Trigg called the withdrawal an isolated incident. But the pickets have happened often enough for the bank to take them more seriously. Employees at each bank have been briefed on the controversy in case they are targeted, she said. The most recent picket was at a branch that opened in a Calabasas supermarket last month. Save Open Space took along a 15-foot inflatable kangaroo--lent by a sympathizer--that has become, despite its lack of connection to the local landscape, the group’s informal mascot.
Trigg said the activists blended right in with the rest of the crowd at the opening.
“There were so many vendors and card tables, displays and things for kids to do that they didn’t overwhelm anything by being there,” she said.
At every picket and event, Friends of Ahmanson Ranch and Save Open Space hand out cards addressed to Home Savings Chief Executive Charles Rinehart and ask people to mail them in. The cards pose questions like this one to Rinehart: “Is this how you and Home Savings treat its customers in this area?”
The bank receives cards sporadically, Trigg said, usually no more than a couple a day, and then responds with a letter outlining the benefits of the project, she said.
“The letter basically talks to them about the fact that a great deal of the land will be devoted to open space,” she said.
Of all the touchy issues in a phenomenally complex development deal, open space is perhaps the most controversial.
Home Savings bought the 5,400-acre Ahmanson Ranch in 1963. The company announced plans in 1989 to build a giant new community on a portion of the ranch, including 3,050 homes, two schools and golf courses and 400,000 square feet of commercial and industrial uses.
The property falls entirely within Ventura County lines, but all planned access roads to the mini-city would spill out onto the freeways that pass through Los Angeles County. In the failed lawsuits, opponents of the project charged Ventura County with gaining all the benefits of development, such as fees and taxes, without suffering any of the consequences, such as congestion and traffic problems.
Included in the development agreement was a provision that 10,000 acres be dedicated to or acquired by the public for open space. About 2,600 acres within Ahmanson Ranch itself would be dedicated as open space, and four other parcels were identified. Of those, two have since been purchased with state and federal funds totaling $26 million: the 2,300-acre Jordan Ranch (now known as Palo Comado Canyon) and 300-acre Liberty Canyon.

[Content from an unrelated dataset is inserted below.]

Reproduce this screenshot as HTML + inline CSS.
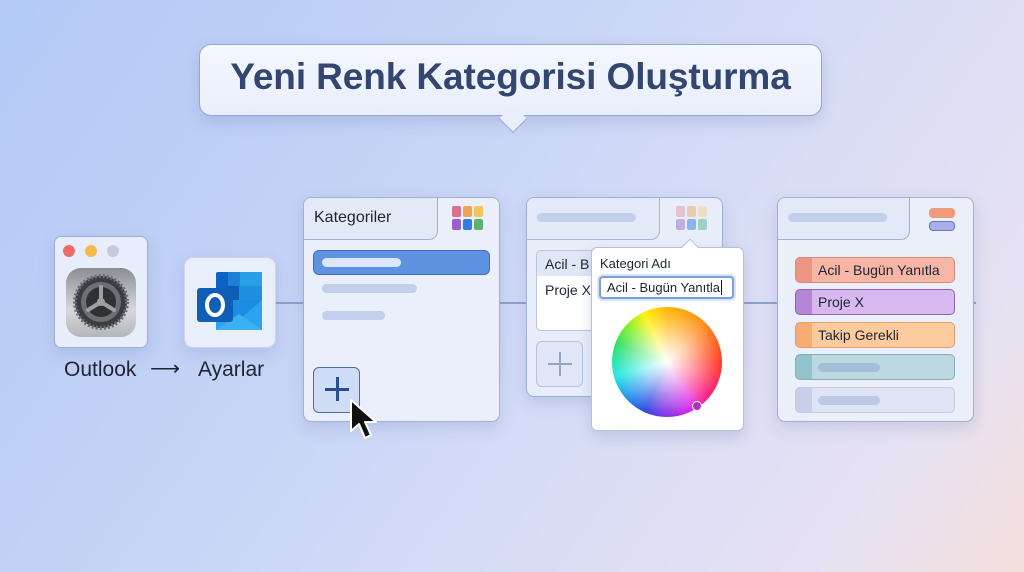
<!DOCTYPE html>
<html><head><meta charset="utf-8"><style>
*{box-sizing:border-box;margin:0;padding:0}
html,body{width:1024px;height:572px;overflow:hidden}
body{position:relative;font-family:"Liberation Sans",sans-serif;
background:linear-gradient(125deg,#b3c9f6 0%,#c5d3f6 35%,#d6dcf6 60%,#e6e1f2 85%,#f3e0dc 100%);}
.abs{position:absolute}
.panel{position:absolute;background:#eaeffb;border:1.5px solid #9fb0d6;border-radius:8px;box-shadow:0 6px 16px rgba(80,100,160,.18)}
.bar{position:absolute;height:9px;border-radius:5px;background:#c2d0ee}
.t{color:#1e2433}
</style></head><body>
<div class="abs" style="left:276px;top:302px;width:700px;height:1.5px;background:#8ea0cc"></div>

<div class="abs" style="left:199px;top:44px;width:623px;height:72px;background:linear-gradient(#f4f7fe,#e8eefc);border:1.5px solid #93a6d2;border-radius:12px;box-shadow:0 6px 16px rgba(80,100,160,.2)"></div>
<div class="abs" style="left:503px;top:109px;width:20px;height:20px;background:#e9eefc;border-right:1.5px solid #93a6d2;border-bottom:1.5px solid #93a6d2;transform:rotate(45deg)"></div>
<div class="abs" style="left:199px;top:56px;width:623px;text-align:center;font-size:37px;font-weight:bold;color:#34466f;letter-spacing:-0.1px">Yeni Renk Kategorisi Oluşturma</div>

<div class="panel" style="left:54px;top:236px;width:94px;height:112px;border-radius:7px;background:#e7edfb"></div>
<div class="abs" style="left:63px;top:245px;width:12px;height:12px;border-radius:50%;background:#ee6a66"></div>
<div class="abs" style="left:85px;top:245px;width:12px;height:12px;border-radius:50%;background:#f5b94c"></div>
<div class="abs" style="left:107px;top:245px;width:12px;height:12px;border-radius:50%;background:#c4ccdc"></div>
<div class="abs" style="left:66px;top:268px;width:70px;height:69px;border-radius:15px;background:linear-gradient(#8a8d92,#d7d8db 60%,#b4b6ba)"></div>
<svg class="abs" style="left:71px;top:272px" width="60" height="60" viewBox="0 0 60 60">
<circle cx="30" cy="30" r="26" fill="#3b3d42"/>
<circle cx="30" cy="30" r="26" fill="none" stroke="#6a6c70" stroke-width="4" stroke-dasharray="2 2"/>
<circle cx="30" cy="30" r="20" fill="#6d6f74"/>
<circle cx="30" cy="30" r="15" fill="#2f3135"/>
<g stroke="#9ea0a4" stroke-width="4" stroke-linecap="round"><line x1="30" y1="30" x2="30" y2="15"/><line x1="30" y1="30" x2="43" y2="38"/><line x1="30" y1="30" x2="17" y2="38"/></g>
<circle cx="30" cy="30" r="4" fill="#9ea0a4"/>
</svg>

<div class="panel" style="left:184px;top:257px;width:92px;height:91px;border-radius:9px;background:#e9eefb;border-color:#c9d4ef"></div>
<svg class="abs" style="left:195px;top:270px" width="70" height="64" viewBox="0 0 70 64">
<rect x="21" y="2" width="46" height="30" rx="2" fill="#0f62c4"/>
<rect x="44" y="2" width="23" height="14" fill="#27a0e8"/>
<rect x="33" y="2" width="12" height="14" fill="#1c80d6"/>
<rect x="33" y="16" width="12" height="14" fill="#0f5cb3"/>
<rect x="44" y="16" width="23" height="14" fill="#1f90e0"/>
<path d="M21 30 L67 30 L67 60 L21 60Z" fill="#1b8de0"/>
<path d="M21 38 L44 50 L67 30 L67 60 L21 60Z" fill="#2aa4ee"/>
<path d="M21 60 L44 44 L67 60Z" fill="#3cb1f2"/>
<rect x="2" y="18" width="36" height="34" rx="3" fill="#0f5fb6"/>
<ellipse cx="20" cy="35" rx="8" ry="10" fill="none" stroke="#fff" stroke-width="4"/>
</svg>

<div class="abs t" style="left:64px;top:358px;font-size:21px">Outlook</div>
<div class="abs t" style="left:150px;top:356px;font-size:21px">⟶</div>
<div class="abs t" style="left:198px;top:358px;font-size:21px">Ayarlar</div>

<div class="panel" style="left:303px;top:197px;width:197px;height:225px"></div>
<div class="abs" style="left:304px;top:198px;width:134px;height:42px;background:#e3e9f7;border-bottom:1.5px solid #9fb0d6;border-right:1.5px solid #9fb0d6;border-radius:7px 0 9px 0"></div>
<div class="abs t" style="left:314px;top:209px;font-size:16px">Kategoriler</div>
<svg class="abs" style="left:452px;top:206px" width="32" height="26"><g>
<rect x="0" y="0" width="9" height="11" rx="2" fill="#d9708d"/><rect x="11" y="0" width="9" height="11" rx="2" fill="#f0a250"/><rect x="22" y="0" width="9" height="11" rx="2" fill="#f4c35a"/>
<rect x="0" y="13" width="9" height="11" rx="2" fill="#9a5fcc"/><rect x="11" y="13" width="9" height="11" rx="2" fill="#2f7ddc"/><rect x="22" y="13" width="9" height="11" rx="2" fill="#5ab46e"/></g></svg>
<div class="abs" style="left:313px;top:250px;width:177px;height:25px;border-radius:6px;background:#5f93e2;border:1.5px solid #3c6fc0"></div>
<div class="bar" style="left:322px;top:258px;width:79px;background:#dbe6fb"></div>
<div class="bar" style="left:322px;top:284px;width:95px"></div>
<div class="bar" style="left:322px;top:311px;width:63px"></div>
<div class="abs" style="left:313px;top:367px;width:47px;height:46px;border-radius:6px;background:#cfdcf6;border:1.5px solid #4e6da6"></div>
<div class="abs" style="left:325px;top:388px;width:24px;height:3px;background:#284e8e"></div>
<div class="abs" style="left:336px;top:377px;width:3px;height:24px;background:#284e8e"></div>
<svg class="abs" style="left:348px;top:398px" width="34" height="44" viewBox="0 0 34 44"><path d="M3 2 L3 33 L11 26 L17 40 L23 37 L17 24 L28 24Z" fill="#111" stroke="#fff" stroke-width="2" stroke-linejoin="round"/></svg>

<div class="panel" style="left:526px;top:197px;width:197px;height:200px;background:#e8edf9"></div>
<div class="abs" style="left:527px;top:198px;width:133px;height:42px;background:#e3e9f7;border-bottom:1.5px solid #a8b7da;border-right:1.5px solid #a8b7da;border-radius:7px 0 9px 0"></div>
<div class="bar" style="left:537px;top:213px;width:99px"></div>
<svg class="abs" style="left:676px;top:206px" width="32" height="26" opacity=".5"><g>
<rect x="0" y="0" width="9" height="11" rx="2" fill="#e09aa8"/><rect x="11" y="0" width="9" height="11" rx="2" fill="#f0a870"/><rect x="22" y="0" width="9" height="11" rx="2" fill="#f4d090"/>
<rect x="0" y="13" width="9" height="11" rx="2" fill="#9a6fd0"/><rect x="11" y="13" width="9" height="11" rx="2" fill="#2f7ddc"/><rect x="22" y="13" width="9" height="11" rx="2" fill="#5ab48e"/></g></svg>
<div class="abs" style="left:536px;top:250px;width:70px;height:81px;background:#fff;border:1.5px solid #b8c4e0;border-radius:5px;overflow:hidden">
<div style="height:25px;background:#dfe6f5"></div></div>
<div class="abs t" style="left:545px;top:256px;font-size:14px">Acil - B</div>
<div class="abs t" style="left:545px;top:282px;font-size:14px">Proje X</div>
<div class="abs" style="left:536px;top:341px;width:47px;height:46px;border-radius:6px;background:#e1e7f6;border:1.5px solid #b6c2de"></div>
<div class="abs" style="left:548px;top:363px;width:24px;height:2px;background:#98a6c4"></div>
<div class="abs" style="left:559px;top:352px;width:2px;height:24px;background:#98a6c4"></div>

<div class="abs" style="left:591px;top:247px;width:153px;height:184px;background:#fff;border:1.5px solid #b3c0de;border-radius:6px;box-shadow:0 6px 14px rgba(80,100,160,.2)"></div>
<div class="abs" style="left:684px;top:241px;width:12px;height:12px;background:#fff;border-left:1.5px solid #b3c0de;border-top:1.5px solid #b3c0de;transform:rotate(45deg)"></div>
<div class="abs t" style="left:600px;top:256px;font-size:13px">Kategori Adı</div>
<div class="abs" style="left:599px;top:276px;width:135px;height:23px;border:2px solid #7aa0dc;border-radius:4px;background:#fff;box-shadow:0 0 0 2px #d5e2f8"></div>
<div class="abs t" style="left:607px;top:280px;font-size:13px">Acil - Bugün Yanıtla<span style="border-left:1px solid #111;margin-left:1px"></span></div>
<div class="abs" style="left:612px;top:307px;width:110px;height:110px;border-radius:50%;background:conic-gradient(from 0deg,#ffb400,#ff8a1a 45deg,#ff3a24 90deg,#ff1a80 130deg,#e028e8 150deg,#7a30e8 185deg,#2848e0 205deg,#20a8f0 235deg,#20e8e0 255deg,#30e060 290deg,#90f020 315deg,#fff000 335deg,#ffb400)"></div>
<div class="abs" style="left:612px;top:307px;width:110px;height:110px;border-radius:50%;background:radial-gradient(circle,#fff 0%,rgba(255,255,255,.6) 30%,rgba(255,255,255,0) 70%)"></div>
<div class="abs" style="left:692px;top:401px;width:10px;height:10px;border-radius:50%;background:#b030c0;border:1.5px solid #fff"></div>

<div class="panel" style="left:777px;top:197px;width:197px;height:225px;background:#ebeffa"></div>
<div class="abs" style="left:778px;top:198px;width:132px;height:42px;background:#e3e9f7;border-bottom:1.5px solid #9fb0d6;border-right:1.5px solid #9fb0d6;border-radius:7px 0 9px 0"></div>
<div class="bar" style="left:788px;top:213px;width:99px"></div>
<div class="abs" style="left:929px;top:208px;width:26px;height:10px;border-radius:4px;background:#ef9a7c"></div>
<div class="abs" style="left:929px;top:221px;width:26px;height:10px;border-radius:4px;background:#a8aee8;border:1px solid #6f78b8"></div>

<div class="abs" style="left:795px;top:257px;width:160px;height:26px;border-radius:5px;background:linear-gradient(90deg,#ec9582 16px,#f6b6a6 16px);border:1.5px solid #d98a78"></div>
<div class="abs t" style="left:818px;top:262px;font-size:14px">Acil - Bugün Yanıtla</div>
<div class="abs" style="left:795px;top:289px;width:160px;height:26px;border-radius:5px;background:linear-gradient(90deg,#b386d6 16px,#d7b8ef 16px);border:1.5px solid #8f64b6"></div>
<div class="abs t" style="left:818px;top:294px;font-size:14px">Proje X</div>
<div class="abs" style="left:795px;top:322px;width:160px;height:26px;border-radius:5px;background:linear-gradient(90deg,#f5ad74 16px,#fbcb9e 16px);border:1.5px solid #e4a06a"></div>
<div class="abs t" style="left:818px;top:327px;font-size:14px">Takip Gerekli</div>
<div class="abs" style="left:795px;top:354px;width:160px;height:26px;border-radius:5px;background:linear-gradient(90deg,#92c3cd 16px,#bcd9e2 16px);border:1.5px solid #7fb0bc"></div>
<div class="bar" style="left:818px;top:363px;width:62px;background:#9fc0d8"></div>
<div class="abs" style="left:795px;top:387px;width:160px;height:26px;border-radius:5px;background:linear-gradient(90deg,#c9cee9 16px,#dfe3f3 16px);border:1.5px solid #c3cae2"></div>
<div class="bar" style="left:818px;top:396px;width:62px;background:#bcc8e6"></div>
</body></html>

The fact that the public paid for the first two properties incenses Curtis. He said he had been under the impression that Ahmanson would buy and dedicate all four parcels. “I had heard that the public was getting a free 10,000 acres,” Curtis said. “In my mind that made it OK.”

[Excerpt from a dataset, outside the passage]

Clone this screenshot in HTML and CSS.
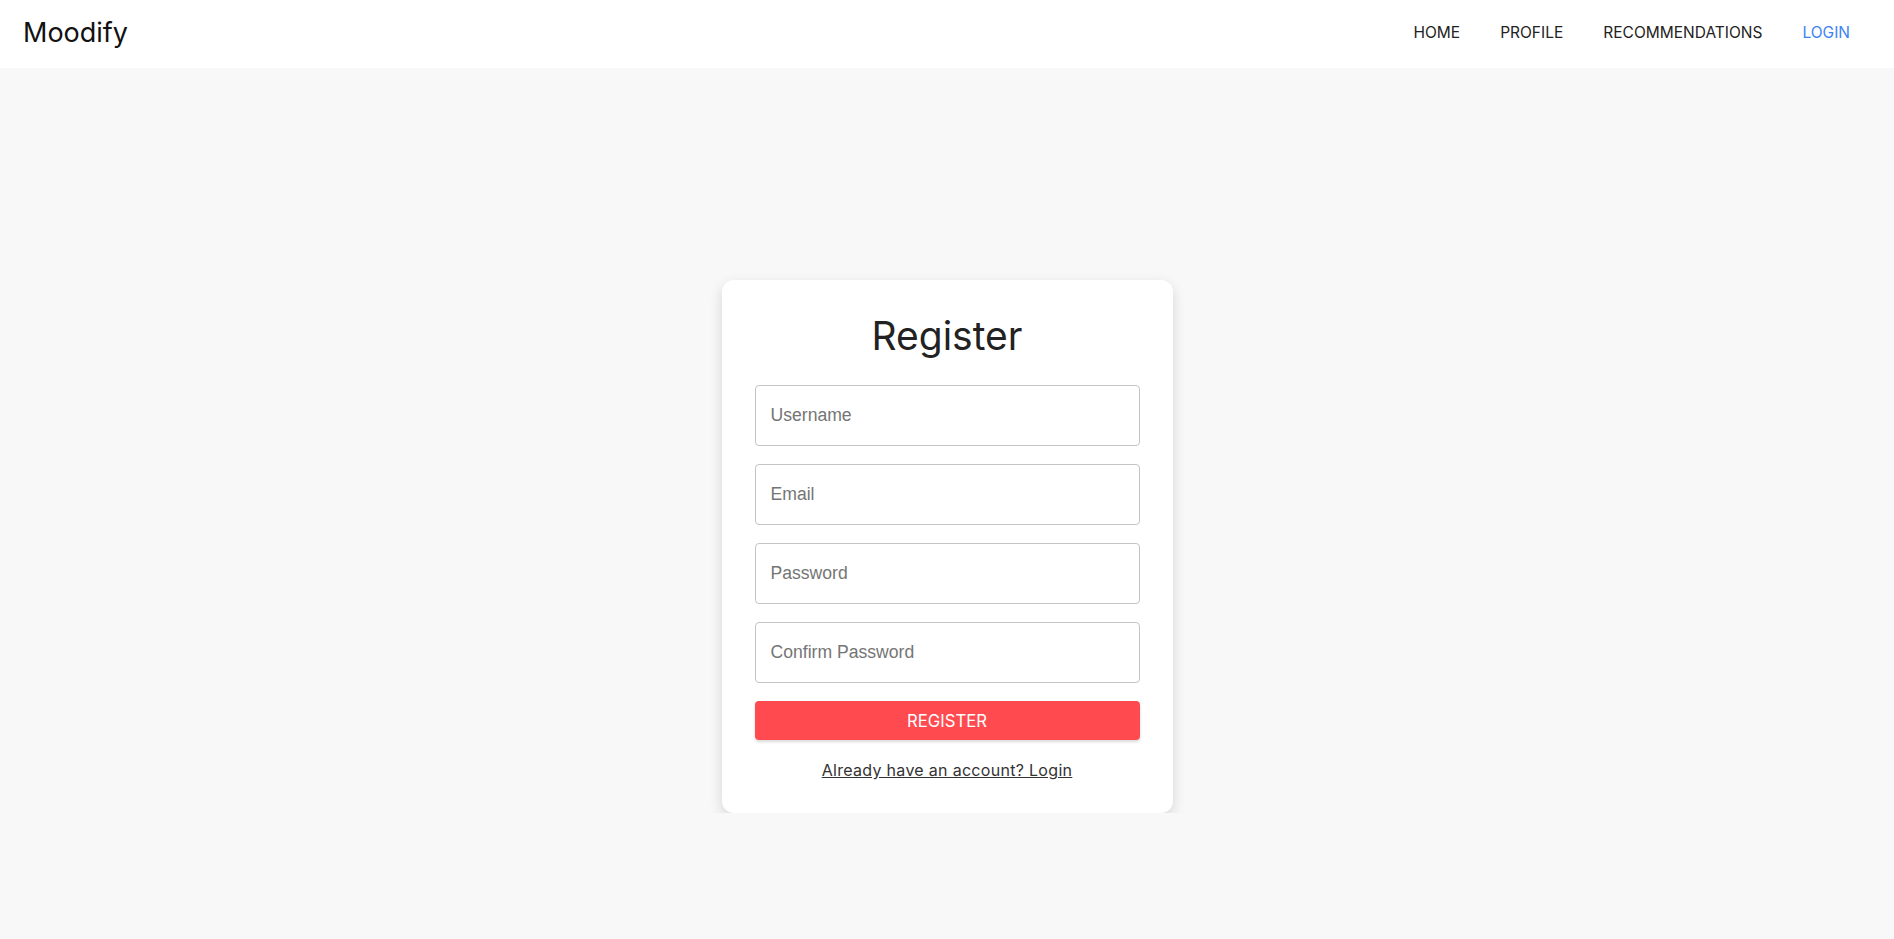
FILE: index.html
```html
<!DOCTYPE html>
<html lang="en">
<head>
    <meta charset="UTF-8">
    <meta name="viewport" content="width=device-width, initial-scale=1.0">
    <title>Register - Moodify</title>
    <link rel="stylesheet" href="styles.css">
</head>
<body>
    <header class="navbar">
        <a href="#" class="brand">Moodify</a>
        <nav class="nav-links">
            <a href="#">HOME</a>
            <a href="#">PROFILE</a>
            <a href="#">RECOMMENDATIONS</a>
            <a href="#" class="active">LOGIN</a>
        </nav>
    </header>

    <main class="page">
        <div class="register-container">
            <h2>Register</h2>
            <form id="registerForm">
                <input type="text" placeholder="Username" required>
                <input type="email" placeholder="Email" required>
                <input type="password" placeholder="Password" required>
                <input type="password" placeholder="Confirm Password" required>
                <button type="submit">REGISTER</button>
            </form>
            <a href="#" class="switch-link">Already have an account? Login</a>
        </div>
    </main>
</body>
</html>
```

FILE: styles.css
```css
body {
    margin: 0;
    font-family: Inter, "Open Sans", sans-serif;
    background-color: #f8f8f8;
    color: #222;
}
.navbar {
    height: 68px;
    box-sizing: border-box;
    background-color: #fff;
    display: flex;
    justify-content: space-between;
    align-items: center;
    padding: 0 44px 3px 23px;
}
.brand {
    font-size: 27px;
    color: #111;
    text-decoration: none;
}
.nav-links {
    display: flex;
    gap: 40px;
}
.nav-links a {
    font-size: 15.5px;
    color: #222;
    text-decoration: none;
}
.nav-links a.active {
    color: #3b82f6;
}
.page {
    display: flex;
    justify-content: center;
    padding-top: 212px;
}
.register-container {
    width: 451px;
    box-sizing: border-box;
    background-color: #fff;
    padding: 32px 33px 33px;
    border-radius: 12px;
    box-shadow: 0 5px 14px rgba(0, 0, 0, 0.14);
    text-align: center;
}
.register-container h2 {
    font-size: 39px;
    font-weight: 400;
    line-height: 48px;
    margin: 0 0 25px;
    color: #222;
}
#registerForm input {
    display: block;
    width: 100%;
    height: 61px;
    box-sizing: border-box;
    padding: 0 15px;
    margin-bottom: 18px;
    border: 1px solid #c4c4c4;
    border-radius: 4px;
    font-family: "Liberation Sans", Arial, sans-serif;
    font-size: 17.6px;
    color: #333;
}
#registerForm input::placeholder {
    color: #757575;
}
#registerForm button {
    display: block;
    width: 100%;
    height: 39px;
    border: none;
    border-radius: 4px;
    background-color: #ff4b4f;
    color: #fff;
    font-family: inherit;
    font-size: 16.7px;
    box-shadow: 0 2px 3px rgba(0, 0, 0, 0.15);
    cursor: pointer;
}
.switch-link {
    display: inline-block;
    margin-top: 20px;
    font-size: 16px;
    letter-spacing: 0.3px;
    color: #333;
    text-decoration: underline;
}
```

The two remaining parcels that must be acquired or donated to the public before Ahmanson could build any of its homes are 4,369-acre Runkle Ranch/Rocky Peak, adjacent to the Simi Valley Freeway, and the 339-acre Corral Canyon in Malibu. Both properties are owned by entertainer Bob Hope, and no one seems to know whether he is willing to sell the land, and if so, for how much.

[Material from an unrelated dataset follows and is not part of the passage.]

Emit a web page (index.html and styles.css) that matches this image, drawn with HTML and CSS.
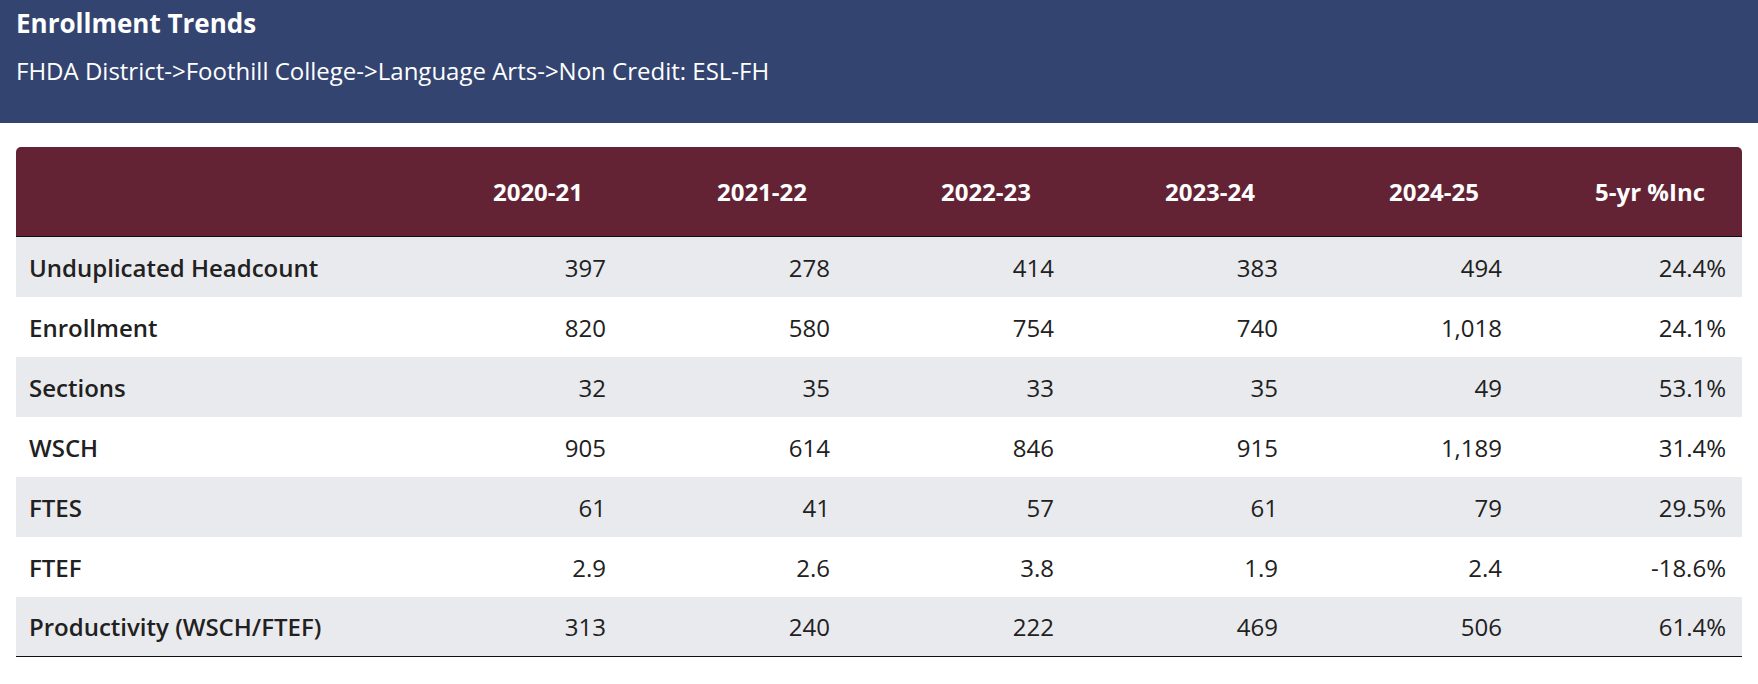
FILE: index.html
```html
<!DOCTYPE html>
<html lang="en">
<head>
<meta charset="utf-8">
<title>Enrollment Trends</title>
<link rel="stylesheet" href="styles.css">
</head>
<body>
<header class="banner">
  <h1 class="banner-title">Enrollment Trends</h1>
  <p class="banner-path">FHDA District-&gt;Foothill College-&gt;Language Arts-&gt;Non Credit: ESL-FH</p>
</header>
<main class="content">
  <table class="trends">
    <colgroup>
      <col class="col-label">
      <col><col><col><col><col><col>
    </colgroup>
    <thead>
      <tr>
        <th class="th-label"></th>
        <th>2020-21</th>
        <th>2021-22</th>
        <th>2022-23</th>
        <th>2023-24</th>
        <th>2024-25</th>
        <th>5-yr %Inc</th>
      </tr>
    </thead>
    <tbody>
      <tr><th class="row-label">Unduplicated Headcount</th><td>397</td><td>278</td><td>414</td><td>383</td><td>494</td><td>24.4%</td></tr>
      <tr><th class="row-label">Enrollment</th><td>820</td><td>580</td><td>754</td><td>740</td><td>1,018</td><td>24.1%</td></tr>
      <tr><th class="row-label">Sections</th><td>32</td><td>35</td><td>33</td><td>35</td><td>49</td><td>53.1%</td></tr>
      <tr><th class="row-label">WSCH</th><td>905</td><td>614</td><td>846</td><td>915</td><td>1,189</td><td>31.4%</td></tr>
      <tr><th class="row-label">FTES</th><td>61</td><td>41</td><td>57</td><td>61</td><td>79</td><td>29.5%</td></tr>
      <tr><th class="row-label">FTEF</th><td>2.9</td><td>2.6</td><td>3.8</td><td>1.9</td><td>2.4</td><td>-18.6%</td></tr>
      <tr><th class="row-label">Productivity (WSCH/FTEF)</th><td>313</td><td>240</td><td>222</td><td>469</td><td>506</td><td>61.4%</td></tr>
    </tbody>
  </table>
</main>
</body>
</html>
```
FILE: styles.css
```css
html, body {
  margin: 0;
  padding: 0;
  background: #ffffff;
  font-family: "Open Sans", "Noto Sans", "Liberation Sans", sans-serif;
  color: #212121;
}

.banner {
  background: #344470;
  color: #ffffff;
  padding: 7px 16px 0;
  height: 123px;
  box-sizing: border-box;
}

.banner-title {
  margin: 0;
  font-size: 26px;
  line-height: 32px;
  font-weight: 700;
}

.banner-path {
  margin: 16px 0 0;
  font-size: 24px;
  line-height: 32px;
  font-weight: 400;
}

.content {
  padding: 24px 16px 0;
}

.trends {
  width: 100%;
  border-collapse: separate;
  border-spacing: 0;
  table-layout: fixed;
  font-size: 24px;
}

.col-label {
  width: 382px;
}

.trends thead th {
  background: #632335;
  color: #ffffff;
  font-weight: 700;
  height: 89px;
  padding: 0 39px 0 16px;
  text-align: right;
  vertical-align: middle;
  border-bottom: 1px solid #111111;
}

.trends thead th:first-child {
  border-top-left-radius: 5px;
}

.trends thead th:last-child {
  border-top-right-radius: 5px;
  padding-right: 37px;
}

.trends tbody th,
.trends tbody td {
  height: 60px;
  padding: 0 16px;
  vertical-align: middle;
  box-sizing: border-box;
}

.trends tbody td {
  text-align: right;
  font-weight: 400;
}

.trends .row-label {
  text-align: left;
  font-weight: 600;
  padding-left: 13px;
}

.trends tbody tr:nth-child(odd) th,
.trends tbody tr:nth-child(odd) td {
  background: #e9eaed;
}

.trends tbody tr:last-child th,
.trends tbody tr:last-child td {
  border-bottom: 1px solid #111111;
}
```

“It’s a big wild card,” Curtis said. “We don’t know where he stands.”
Neither does Hope spokesman Ward Grant. He said he doesn’t know whether Hope would be willing to sell.
And he hasn’t been asked yet, Grant said. “He has zero to do with the Ahmansons and as far as I know he hasn’t been approached,” Grant said.
Trigg said the company is intent on wrapping up the litigation first before trying to acquire the land. “We have felt that is our No. 1 priority, to get the litigation resolved before we go forward,” she said.